My approach to my MS diagnosis has pretty much followed this path and it has stood me in good stead so far.
However, there is one aspect about having MS that frustrates greatly - and it’s something I will never be able to change. And that’s the impact my illness has on those around me.
This hit me hardest when first diagnosed. While I was striding forward, convincing everyone in my wake that this really wasn’t the worst thing to happen, I watched my husband and parents struggle to come to terms with it all.
Looking at things from their perspective I would probably be the same. After all, when someone you love is hurt, whether that be a cut on the knee or a life changing diagnosis, you want to kiss it better.
But they must look at me and I think, ‘What can I do to help?’.
In truth, despite not having a magic wand to make me better overnight, they have helped massively, in all sorts of ways.
My mum helps with practical stuff like the ironing and she has this unbelievable gift of coming into my home like a whirlwind and somehow leaving 60 minutes later with a clean house left in her wake - genius!

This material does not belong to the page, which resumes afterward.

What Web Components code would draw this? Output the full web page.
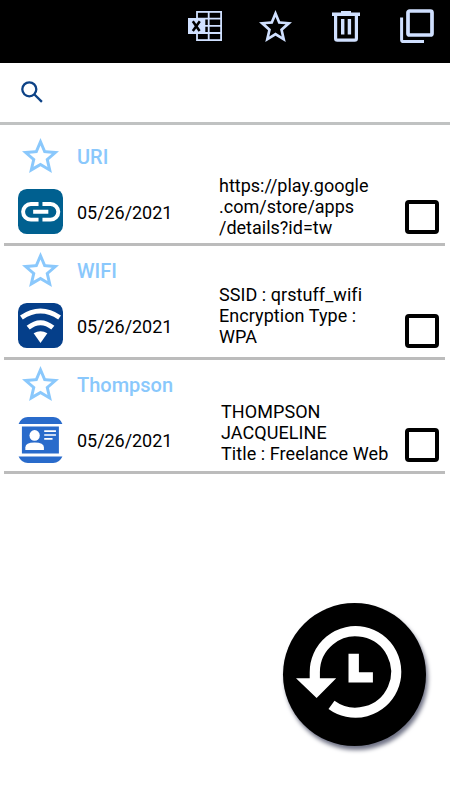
<!DOCTYPE html>
<html lang="en">
<head>
<meta charset="utf-8">
<meta name="viewport" content="width=device-width, initial-scale=1">
<title>History</title>
<style>
  body {
    margin: 0;
    background: #fff;
    font-family: Roboto, "Liberation Sans", sans-serif;
    color: #000;
  }
</style>
</head>
<body>
<history-screen></history-screen>

<script>
const icons = {
  excel: `<svg width="34" height="30" viewBox="0 0 34 30">
      <g fill="none" stroke="currentColor" stroke-width="1.800">
        <rect x="9" y=".9" width="24.100" height="28.200"/>
        <path d="M20.700 1v28M9 7.600h24M16 14.800h17M9 22h24"/>
      </g>
      <path fill="currentColor" d="M0 7h17.300v16H0z"/>
      <path fill="none" stroke="#000" stroke-width="2.500" d="M4.800 10.300l6.800 9.700M11.800 10.300L4.800 20"/>
    </svg>`,
  star: `<svg width="33" height="32" viewBox="2 2 20 19" preserveAspectRatio="none">
      <path fill="currentColor" d="M22 9.240l-7.190-.62L12 2 9.190 8.630 2 9.240l5.460 4.730L5.820 21 12 17.270 18.180 21l-1.630-7.030L22 9.240zM12 15.400l-3.760 2.270 1-4.280-3.320-2.880 4.380-.38L12 6.100l1.710 4.040 4.380.38-3.320 2.880 1 4.280L12 15.400z"/>
    </svg>`,
  trash: `<svg width="28" height="31" viewBox="0 0 28 31">
      <path fill="currentColor" d="M0 1.500h9V0h10v1.500h9V5H0z"/>
      <path fill="none" stroke="currentColor" stroke-width="3.200" d="M3.600 4v23.500q0 1.700 1.700 1.700h17.400q1.700 0 1.700-1.700V4"/>
      <path fill="none" stroke="currentColor" stroke-width="3.400" d="M10.700 8v15.500M17.400 8v15.500"/>
    </svg>`,
  copy: `<svg width="34" height="35" viewBox="0 0 34 35">
      <rect x="8" y="2" width="24" height="24" rx="1.600" fill="none" stroke="currentColor" stroke-width="3.700"/>
      <path fill="none" stroke="currentColor" stroke-width="3" d="M1.600 8.500v22.200q0 1.900 1.900 1.900h20.500"/>
    </svg>`,
  search: `<svg width="22" height="22" viewBox="0 0 22 22">
      <g fill="none" stroke="currentColor" stroke-width="2.300">
        <circle cx="8.300" cy="8.300" r="7"/>
        <path d="M13.200 13.200l7.700 7.700"/>
      </g>
    </svg>`,
  link: `<svg width="45" height="45" viewBox="0 0 46 46">
      <rect width="46" height="46" rx="9" fill="#006090"/>
      <path fill="none" stroke="#fff" stroke-width="4" d="M21 15.300h-7.800a8 8 0 0 0 0 16H21M25 15.300h8.200a8 8 0 0 1 0 16H25M15.500 23.300h15.500"/>
    </svg>`,
  wifi: `<svg width="45" height="45" viewBox="0 0 46 46">
      <rect width="46" height="46" rx="9" fill="#053f8a"/>
      <g fill="none" stroke="#fff" stroke-width="5">
        <path d="M3.500 14.800Q23 1.600 42.500 14.800"/>
        <path d="M10.400 25.200Q23 15 35.600 25.200"/>
      </g>
      <path fill="#fff" d="M16 31Q23 26.500 30 31L23 40.900z"/>
    </svg>`,
  contact: `<svg width="45" height="46" viewBox="0 0 46 46" preserveAspectRatio="none">
      <path fill="#296bcb" d="M.6 7Q3.500 0 10 0h26q6.500 0 9.400 7zM.6 39.600Q3.500 46 10 46h26q6.500 0 9.400-6.400zM4 9.500h37.800v26.900H4z"/>
      <g fill="#fff">
        <circle cx="17" cy="18.400" r="5.300"/>
        <path d="M7.500 33v-2.500q0-5 9.500-5t9.500 5V33z"/>
        <path d="M26.800 13.300h12v1.600h-12zM26.800 17.200h12v1.600h-12zM26.800 21.100h8.500v1.600h-8.500z"/>
      </g>
    </svg>`,
  history: `<svg width="143" height="143" viewBox="0 0 143 143">
      <path fill="none" stroke="#fff" stroke-width="10.200" d="M31.800 76V69.200A40.700 40.700 0 1 1 48.500 101.800"/>
      <path fill="#fff" d="M13 75.200h40.200L33.600 95zM65.500 50.700h10.400v18.600h14v10.200H65.500z"/>
    </svg>`,
};

class AppIcon extends HTMLElement {
  constructor() {
    super();
    this.attachShadow({ mode: "open" });
  }

  connectedCallback() {
    this.shadowRoot.innerHTML = `
      <style>
        :host { display: block; flex: none; }
        svg { display: block; width: var(--icon-width); height: var(--icon-height); }
      </style>
      ${icons[this.getAttribute("name")]}
    `;
  }
}
customElements.define("app-icon", AppIcon);

class ActionBar extends HTMLElement {
  constructor() {
    super();
    this.attachShadow({ mode: "open" });
    this.shadowRoot.innerHTML = `
      <style>
        :host {
          display: flex;
          justify-content: flex-end;
          gap: 38px;
          height: 63px;
          padding: 9px 16px 0 0;
          box-sizing: border-box;
          background: #000;
          color: #d0e0ff;
        }
        app-icon { margin-top: 2px; }
        app-icon[name="excel"] { margin-right: -1px; }
        app-icon[name="star"] { margin-top: 1px; }
        app-icon[name="trash"] { margin-left: 2px; margin-right: 2px; }
        app-icon[name="copy"] { margin-top: 0; }
      </style>
      <app-icon name="excel"></app-icon>
      <app-icon name="star"></app-icon>
      <app-icon name="trash"></app-icon>
      <app-icon name="copy"></app-icon>
    `;
  }
}
customElements.define("action-bar", ActionBar);

class SearchBar extends HTMLElement {
  constructor() {
    super();
    this.attachShadow({ mode: "open" });
    this.shadowRoot.innerHTML = `
      <style>
        :host {
          display: flex;
          align-items: center;
          height: 62px;
          padding: 0 21px 2px;
          box-sizing: border-box;
          border-bottom: 3px solid #c0c2c2;
          color: #0d4286;
        }
      </style>
      <app-icon name="search"></app-icon>
    `;
  }
}
customElements.define("search-bar", SearchBar);

class CheckBox extends HTMLElement {
  constructor() {
    super();
    this.attachShadow({ mode: "open" });
    this.shadowRoot.innerHTML = `
      <style>
        :host {
          display: block;
          width: 34px;
          height: 34px;
          box-sizing: border-box;
          border: 4px solid #000;
          border-radius: 4px;
        }
      </style>
    `;
    this.addEventListener("click", () => this.toggleAttribute("checked"));
  }
}
customElements.define("check-box", CheckBox);

class HistoryItem extends HTMLElement {
  constructor() {
    super();
    this.attachShadow({ mode: "open" });
  }

  connectedCallback() {
    this.shadowRoot.innerHTML = `
      <style>
        :host {
          display: grid;
          grid-template-columns: 59px var(--text-offset, 142px) 1fr 34px;
          height: 114px;
          margin: 0 5px 0 4px;
          padding: 0 6px 0 14px;
          box-sizing: border-box;
          border-bottom: 3px solid #bcbcbc;
        }
        app-icon[name="star"] {
          --icon-width: 37px;
          --icon-height: 35px;
          margin: 6px 0 16px 4px;
          color: #8ac8fc;
        }
        .title {
          margin-top: 13px;
          font-size: 20px;
          font-weight: 500;
          line-height: 24px;
          color: #8ac8fc;
        }
        .date {
          margin-top: 33px;
          font-size: 18px;
          line-height: 22px;
          letter-spacing: -.05px;
        }
        .content {
          margin-top: var(--content-top, 43px);
          font-size: 18px;
          line-height: 21px;
          letter-spacing: var(--content-spacing, 0);
          white-space: nowrap;
        }
        check-box { margin-top: 68px; }
      </style>
      <div>
        <app-icon name="star"></app-icon>
        <app-icon name="${this.getAttribute("type")}"></app-icon>
      </div>
      <div>
        <div class="title">${this.getAttribute("label")}</div>
        <div class="date">${this.getAttribute("date")}</div>
      </div>
      <div class="content"><slot></slot></div>
      <check-box></check-box>
    `;
  }
}
customElements.define("history-item", HistoryItem);

class HistoryButton extends HTMLElement {
  constructor() {
    super();
    this.attachShadow({ mode: "open" });
    this.shadowRoot.innerHTML = `
      <style>
        :host {
          display: block;
          width: 143px;
          height: 143px;
          border-radius: 50%;
          background: #000;
          box-shadow: 2px 4px 4px #707386;
        }
      </style>
      <app-icon name="history"></app-icon>
    `;
  }
}
customElements.define("history-button", HistoryButton);

class HistoryScreen extends HTMLElement {
  constructor() {
    super();
    this.attachShadow({ mode: "open" });
    this.shadowRoot.innerHTML = `
      <style>
        :host {
          display: flex;
          flex-direction: column;
          position: relative;
          height: 800px;
          overflow: hidden;
        }
        .list { padding-top: 7px; }
        .wifi { --content-top: 38px; --content-spacing: .06px; }
        .contact { --text-offset: 144px; --content-top: 41px; --content-spacing: .07px; }
        history-button {
          position: absolute;
          right: 24px;
          bottom: 54px;
        }
      </style>
      <action-bar></action-bar>
      <search-bar></search-bar>
      <div class="list">
        <history-item type="link" label="URI" date="05/26/2021">https://play.google<br>.com/store/apps<br>/details?id=tw</history-item>
        <history-item class="wifi" type="wifi" label="WIFI" date="05/26/2021">SSID : qrstuff_wifi<br>Encryption Type :<br>WPA</history-item>
        <history-item class="contact" type="contact" label="Thompson" date="05/26/2021">THOMPSON<br>JACQUELINE<br>Title : Freelance Web</history-item>
      </div>
      <history-button></history-button>
    `;
  }
}
customElements.define("history-screen", HistoryScreen);
</script>
</body>
</html>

My dad just keeps the jokes coming ... and then, every so often, we have a heart to heart where I get to off-load lots of stuff I’ve been thinking and/or feeling and I feel miles better.
And then there’s my darling husband who worries like mad and takes the brunt of any mad mood I may indulge in. He has held me tight while I’ve sobbed (which I might add happens so rarely I think he’s sort of glad I’m actually having a cry so I’m not trying to be superwoman all the time!) and told me very patiently that no matter what the road ahead brings, we will face it together.